▸ **What the task requires**
Take the data below and copy exactly the lines starting at the one with "Output the web" and finishing at the one with "text-black font-['Roboto',sans-serif] w-[1080px]", both included.

▸ **Dataset records**

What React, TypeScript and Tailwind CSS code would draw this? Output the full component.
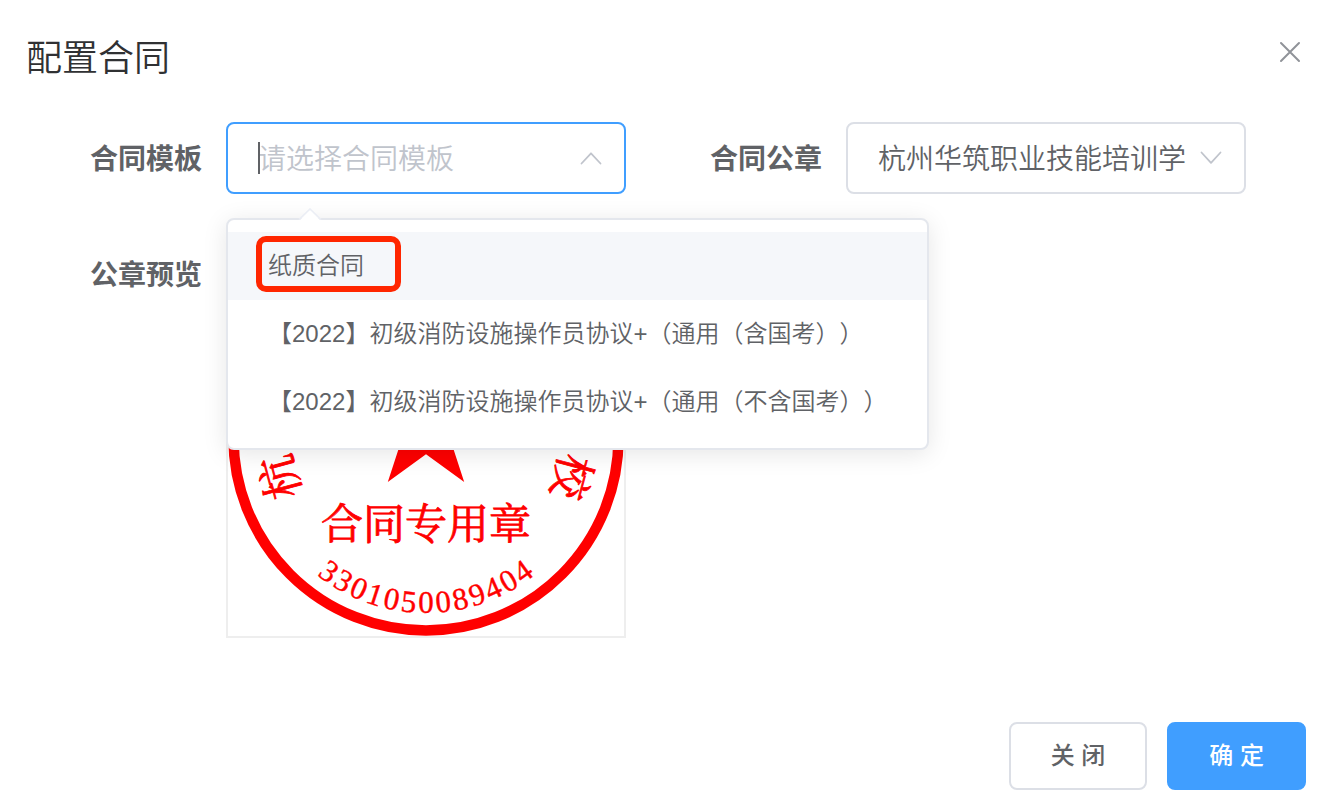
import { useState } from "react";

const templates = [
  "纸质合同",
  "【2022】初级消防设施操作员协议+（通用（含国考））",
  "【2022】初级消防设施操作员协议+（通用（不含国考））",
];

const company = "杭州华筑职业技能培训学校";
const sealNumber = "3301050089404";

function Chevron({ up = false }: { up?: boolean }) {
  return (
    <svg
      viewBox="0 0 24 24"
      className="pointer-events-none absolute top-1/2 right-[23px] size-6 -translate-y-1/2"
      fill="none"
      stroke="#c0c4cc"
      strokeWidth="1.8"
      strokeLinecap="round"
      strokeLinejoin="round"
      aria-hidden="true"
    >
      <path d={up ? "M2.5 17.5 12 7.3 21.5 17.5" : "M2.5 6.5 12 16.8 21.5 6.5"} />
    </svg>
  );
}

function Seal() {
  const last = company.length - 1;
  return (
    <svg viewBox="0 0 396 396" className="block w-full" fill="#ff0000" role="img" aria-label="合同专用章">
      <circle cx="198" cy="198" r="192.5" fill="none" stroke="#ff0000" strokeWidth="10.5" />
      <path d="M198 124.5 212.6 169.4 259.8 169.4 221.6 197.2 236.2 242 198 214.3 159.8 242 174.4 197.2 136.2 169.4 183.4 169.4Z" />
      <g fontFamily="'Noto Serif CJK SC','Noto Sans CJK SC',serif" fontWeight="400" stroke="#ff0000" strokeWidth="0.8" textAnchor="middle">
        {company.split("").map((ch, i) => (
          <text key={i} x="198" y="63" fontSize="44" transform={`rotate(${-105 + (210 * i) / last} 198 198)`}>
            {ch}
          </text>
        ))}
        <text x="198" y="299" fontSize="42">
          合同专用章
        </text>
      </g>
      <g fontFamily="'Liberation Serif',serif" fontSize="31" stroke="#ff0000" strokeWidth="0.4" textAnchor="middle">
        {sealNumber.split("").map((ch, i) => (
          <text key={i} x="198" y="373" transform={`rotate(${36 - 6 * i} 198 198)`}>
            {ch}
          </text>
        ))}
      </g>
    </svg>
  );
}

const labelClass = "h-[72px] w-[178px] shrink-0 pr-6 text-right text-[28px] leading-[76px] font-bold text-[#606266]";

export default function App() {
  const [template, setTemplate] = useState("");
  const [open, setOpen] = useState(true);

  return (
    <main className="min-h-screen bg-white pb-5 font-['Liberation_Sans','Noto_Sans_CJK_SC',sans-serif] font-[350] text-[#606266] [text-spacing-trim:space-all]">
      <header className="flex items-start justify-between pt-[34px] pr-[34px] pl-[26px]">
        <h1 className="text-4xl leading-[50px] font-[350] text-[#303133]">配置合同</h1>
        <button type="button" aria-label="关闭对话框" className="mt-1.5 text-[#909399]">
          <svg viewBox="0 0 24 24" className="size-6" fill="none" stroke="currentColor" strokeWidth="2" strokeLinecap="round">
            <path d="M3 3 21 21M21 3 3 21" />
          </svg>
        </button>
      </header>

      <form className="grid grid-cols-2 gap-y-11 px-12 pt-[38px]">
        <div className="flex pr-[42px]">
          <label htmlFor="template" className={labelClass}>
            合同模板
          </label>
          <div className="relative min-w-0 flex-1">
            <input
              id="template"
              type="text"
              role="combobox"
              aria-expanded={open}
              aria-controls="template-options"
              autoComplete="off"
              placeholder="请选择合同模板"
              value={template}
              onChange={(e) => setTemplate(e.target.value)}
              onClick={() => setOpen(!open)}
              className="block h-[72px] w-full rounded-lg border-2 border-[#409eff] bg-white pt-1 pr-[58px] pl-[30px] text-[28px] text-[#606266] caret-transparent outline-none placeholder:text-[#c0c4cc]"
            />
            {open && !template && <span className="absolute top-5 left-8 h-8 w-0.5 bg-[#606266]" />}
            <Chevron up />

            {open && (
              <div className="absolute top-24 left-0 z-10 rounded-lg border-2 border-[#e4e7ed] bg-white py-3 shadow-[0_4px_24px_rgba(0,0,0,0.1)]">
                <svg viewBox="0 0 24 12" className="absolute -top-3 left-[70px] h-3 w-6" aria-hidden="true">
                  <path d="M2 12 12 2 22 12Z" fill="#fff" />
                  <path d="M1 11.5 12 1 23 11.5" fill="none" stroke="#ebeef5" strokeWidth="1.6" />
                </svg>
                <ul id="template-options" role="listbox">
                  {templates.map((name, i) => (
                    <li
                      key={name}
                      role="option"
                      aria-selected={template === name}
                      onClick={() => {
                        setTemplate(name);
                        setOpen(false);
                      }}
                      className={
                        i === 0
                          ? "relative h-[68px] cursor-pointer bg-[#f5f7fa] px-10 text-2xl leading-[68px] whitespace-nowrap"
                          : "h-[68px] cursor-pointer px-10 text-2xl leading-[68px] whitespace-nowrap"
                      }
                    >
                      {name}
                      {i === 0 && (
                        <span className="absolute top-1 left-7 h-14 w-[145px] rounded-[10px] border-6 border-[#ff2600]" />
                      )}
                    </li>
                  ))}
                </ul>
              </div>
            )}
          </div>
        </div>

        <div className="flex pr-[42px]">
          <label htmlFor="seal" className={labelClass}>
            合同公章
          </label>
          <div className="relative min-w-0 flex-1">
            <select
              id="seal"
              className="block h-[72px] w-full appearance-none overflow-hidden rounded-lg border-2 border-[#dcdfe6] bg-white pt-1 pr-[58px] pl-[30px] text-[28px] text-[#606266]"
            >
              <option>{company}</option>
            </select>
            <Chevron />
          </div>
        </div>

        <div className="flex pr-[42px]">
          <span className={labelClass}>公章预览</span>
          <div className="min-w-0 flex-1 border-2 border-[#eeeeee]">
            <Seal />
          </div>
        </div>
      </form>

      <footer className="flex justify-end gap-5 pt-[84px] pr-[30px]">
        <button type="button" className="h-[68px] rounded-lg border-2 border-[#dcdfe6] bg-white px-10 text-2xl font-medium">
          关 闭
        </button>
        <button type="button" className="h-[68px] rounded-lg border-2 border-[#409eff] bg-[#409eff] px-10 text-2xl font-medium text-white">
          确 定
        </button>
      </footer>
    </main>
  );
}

...

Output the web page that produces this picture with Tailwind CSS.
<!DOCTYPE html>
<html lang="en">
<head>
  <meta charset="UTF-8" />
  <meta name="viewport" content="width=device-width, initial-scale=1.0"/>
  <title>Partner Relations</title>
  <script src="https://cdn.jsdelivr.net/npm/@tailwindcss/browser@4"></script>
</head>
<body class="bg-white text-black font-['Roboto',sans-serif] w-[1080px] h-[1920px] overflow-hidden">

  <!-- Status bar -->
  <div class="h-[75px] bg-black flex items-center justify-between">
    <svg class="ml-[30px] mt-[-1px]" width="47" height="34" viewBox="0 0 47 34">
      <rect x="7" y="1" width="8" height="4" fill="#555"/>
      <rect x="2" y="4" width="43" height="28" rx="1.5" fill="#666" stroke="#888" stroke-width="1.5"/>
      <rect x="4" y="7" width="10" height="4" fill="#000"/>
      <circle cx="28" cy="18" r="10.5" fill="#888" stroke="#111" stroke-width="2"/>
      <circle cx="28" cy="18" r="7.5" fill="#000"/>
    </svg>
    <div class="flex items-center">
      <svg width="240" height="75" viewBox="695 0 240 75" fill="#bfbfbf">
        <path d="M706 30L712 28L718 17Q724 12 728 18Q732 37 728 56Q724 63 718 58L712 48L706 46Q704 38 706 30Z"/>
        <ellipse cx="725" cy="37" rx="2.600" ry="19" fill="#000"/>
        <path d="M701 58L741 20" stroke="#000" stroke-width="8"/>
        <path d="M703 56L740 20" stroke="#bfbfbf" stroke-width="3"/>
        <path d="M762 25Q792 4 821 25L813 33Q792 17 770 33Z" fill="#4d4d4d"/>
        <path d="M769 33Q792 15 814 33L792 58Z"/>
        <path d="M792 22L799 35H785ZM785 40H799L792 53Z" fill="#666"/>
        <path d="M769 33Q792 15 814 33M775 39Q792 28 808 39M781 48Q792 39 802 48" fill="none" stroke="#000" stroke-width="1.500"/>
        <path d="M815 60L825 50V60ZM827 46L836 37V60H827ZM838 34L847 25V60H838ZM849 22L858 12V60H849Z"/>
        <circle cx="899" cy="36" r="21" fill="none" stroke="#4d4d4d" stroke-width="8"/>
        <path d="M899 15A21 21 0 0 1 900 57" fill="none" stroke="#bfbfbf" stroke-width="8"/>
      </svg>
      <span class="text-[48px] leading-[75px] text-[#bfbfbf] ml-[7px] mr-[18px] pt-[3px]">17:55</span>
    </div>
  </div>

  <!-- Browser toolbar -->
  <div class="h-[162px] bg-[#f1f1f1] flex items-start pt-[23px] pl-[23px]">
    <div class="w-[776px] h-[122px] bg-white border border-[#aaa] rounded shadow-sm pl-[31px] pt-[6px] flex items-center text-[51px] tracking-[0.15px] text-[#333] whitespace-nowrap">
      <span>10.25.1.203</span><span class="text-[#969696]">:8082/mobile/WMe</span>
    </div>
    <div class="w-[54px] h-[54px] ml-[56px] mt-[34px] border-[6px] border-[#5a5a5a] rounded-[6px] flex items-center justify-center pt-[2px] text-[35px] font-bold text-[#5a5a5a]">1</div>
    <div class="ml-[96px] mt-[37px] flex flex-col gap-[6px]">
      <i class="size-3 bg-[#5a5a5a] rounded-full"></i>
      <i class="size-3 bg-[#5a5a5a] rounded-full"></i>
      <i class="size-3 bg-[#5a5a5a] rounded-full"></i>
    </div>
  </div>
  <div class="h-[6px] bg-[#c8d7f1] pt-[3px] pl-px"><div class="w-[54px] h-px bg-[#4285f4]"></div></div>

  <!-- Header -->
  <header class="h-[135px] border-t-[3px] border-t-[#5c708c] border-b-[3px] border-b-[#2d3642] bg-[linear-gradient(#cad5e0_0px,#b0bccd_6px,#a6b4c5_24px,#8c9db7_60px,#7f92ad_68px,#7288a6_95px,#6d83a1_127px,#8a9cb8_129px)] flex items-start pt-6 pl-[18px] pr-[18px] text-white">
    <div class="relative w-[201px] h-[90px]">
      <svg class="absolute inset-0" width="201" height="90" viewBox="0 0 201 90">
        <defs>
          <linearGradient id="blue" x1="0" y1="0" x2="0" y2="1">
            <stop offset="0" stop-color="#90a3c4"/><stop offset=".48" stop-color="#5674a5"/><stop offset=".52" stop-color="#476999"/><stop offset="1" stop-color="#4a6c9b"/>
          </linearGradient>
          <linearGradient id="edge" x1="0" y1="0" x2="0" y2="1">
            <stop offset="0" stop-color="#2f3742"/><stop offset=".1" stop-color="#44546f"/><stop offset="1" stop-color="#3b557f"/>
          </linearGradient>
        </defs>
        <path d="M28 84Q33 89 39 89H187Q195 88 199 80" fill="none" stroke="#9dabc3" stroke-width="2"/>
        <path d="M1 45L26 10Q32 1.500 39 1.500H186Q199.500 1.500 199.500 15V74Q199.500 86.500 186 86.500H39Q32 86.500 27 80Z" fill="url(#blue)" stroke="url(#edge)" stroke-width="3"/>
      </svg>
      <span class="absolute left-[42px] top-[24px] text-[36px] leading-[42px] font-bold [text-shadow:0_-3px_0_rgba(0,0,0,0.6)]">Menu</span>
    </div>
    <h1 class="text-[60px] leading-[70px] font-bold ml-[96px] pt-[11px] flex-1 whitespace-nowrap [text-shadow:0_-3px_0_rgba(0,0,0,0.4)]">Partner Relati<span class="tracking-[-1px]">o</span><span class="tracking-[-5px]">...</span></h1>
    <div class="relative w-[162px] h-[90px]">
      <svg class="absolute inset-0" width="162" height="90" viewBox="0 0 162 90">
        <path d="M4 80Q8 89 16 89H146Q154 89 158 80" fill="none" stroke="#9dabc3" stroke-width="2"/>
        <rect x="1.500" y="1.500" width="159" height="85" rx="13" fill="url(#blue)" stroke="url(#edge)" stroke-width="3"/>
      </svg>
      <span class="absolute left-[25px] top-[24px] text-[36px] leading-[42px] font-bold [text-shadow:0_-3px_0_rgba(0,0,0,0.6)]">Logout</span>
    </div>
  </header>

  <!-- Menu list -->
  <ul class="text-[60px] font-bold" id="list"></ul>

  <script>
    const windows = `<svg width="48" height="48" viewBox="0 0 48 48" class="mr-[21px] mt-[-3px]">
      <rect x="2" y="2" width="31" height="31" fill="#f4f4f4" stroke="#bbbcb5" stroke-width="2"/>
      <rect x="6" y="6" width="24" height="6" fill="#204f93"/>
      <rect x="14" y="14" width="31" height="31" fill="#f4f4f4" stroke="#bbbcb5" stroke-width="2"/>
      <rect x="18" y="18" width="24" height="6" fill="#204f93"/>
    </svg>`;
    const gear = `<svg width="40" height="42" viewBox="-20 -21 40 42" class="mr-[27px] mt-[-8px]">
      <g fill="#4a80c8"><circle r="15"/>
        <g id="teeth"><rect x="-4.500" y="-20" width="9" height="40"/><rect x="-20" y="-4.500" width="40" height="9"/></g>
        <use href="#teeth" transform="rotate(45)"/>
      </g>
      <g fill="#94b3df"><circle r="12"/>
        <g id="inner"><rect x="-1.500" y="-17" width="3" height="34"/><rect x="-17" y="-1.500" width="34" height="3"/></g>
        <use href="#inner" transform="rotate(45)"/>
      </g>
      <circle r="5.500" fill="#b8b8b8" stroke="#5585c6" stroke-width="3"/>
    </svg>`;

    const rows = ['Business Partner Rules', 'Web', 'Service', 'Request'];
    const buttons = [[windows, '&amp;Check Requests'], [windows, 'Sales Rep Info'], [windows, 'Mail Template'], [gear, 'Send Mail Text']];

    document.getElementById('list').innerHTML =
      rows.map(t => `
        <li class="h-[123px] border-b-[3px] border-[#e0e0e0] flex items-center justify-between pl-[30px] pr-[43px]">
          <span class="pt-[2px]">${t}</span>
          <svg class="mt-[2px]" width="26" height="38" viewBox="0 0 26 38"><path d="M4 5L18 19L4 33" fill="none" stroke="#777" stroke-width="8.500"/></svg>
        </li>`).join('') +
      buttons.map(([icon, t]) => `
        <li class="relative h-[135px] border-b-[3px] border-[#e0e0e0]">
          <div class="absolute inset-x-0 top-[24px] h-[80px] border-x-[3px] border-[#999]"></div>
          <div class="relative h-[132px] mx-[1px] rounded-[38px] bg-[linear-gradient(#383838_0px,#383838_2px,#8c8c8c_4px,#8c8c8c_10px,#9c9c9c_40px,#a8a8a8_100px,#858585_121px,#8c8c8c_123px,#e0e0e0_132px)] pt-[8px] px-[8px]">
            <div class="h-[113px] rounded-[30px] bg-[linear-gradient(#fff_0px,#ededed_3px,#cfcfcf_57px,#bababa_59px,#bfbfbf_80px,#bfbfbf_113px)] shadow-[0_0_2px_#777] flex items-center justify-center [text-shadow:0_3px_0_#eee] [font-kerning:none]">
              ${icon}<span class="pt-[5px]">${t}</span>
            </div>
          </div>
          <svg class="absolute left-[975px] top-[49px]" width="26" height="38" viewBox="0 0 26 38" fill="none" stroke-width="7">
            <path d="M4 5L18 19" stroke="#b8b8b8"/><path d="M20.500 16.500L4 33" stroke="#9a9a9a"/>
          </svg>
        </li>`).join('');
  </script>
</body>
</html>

▸ **Completed task**
Output the web page that produces this picture with Tailwind CSS.
<!DOCTYPE html>
<html lang="en">
<head>
  <meta charset="UTF-8" />
  <meta name="viewport" content="width=device-width, initial-scale=1.0"/>
  <title>Partner Relations</title>
  <script src="https://cdn.jsdelivr.net/npm/@tailwindcss/browser@4"></script>
</head>
<body class="bg-white text-black font-['Roboto',sans-serif] w-[1080px] h-[1920px] overflow-hidden">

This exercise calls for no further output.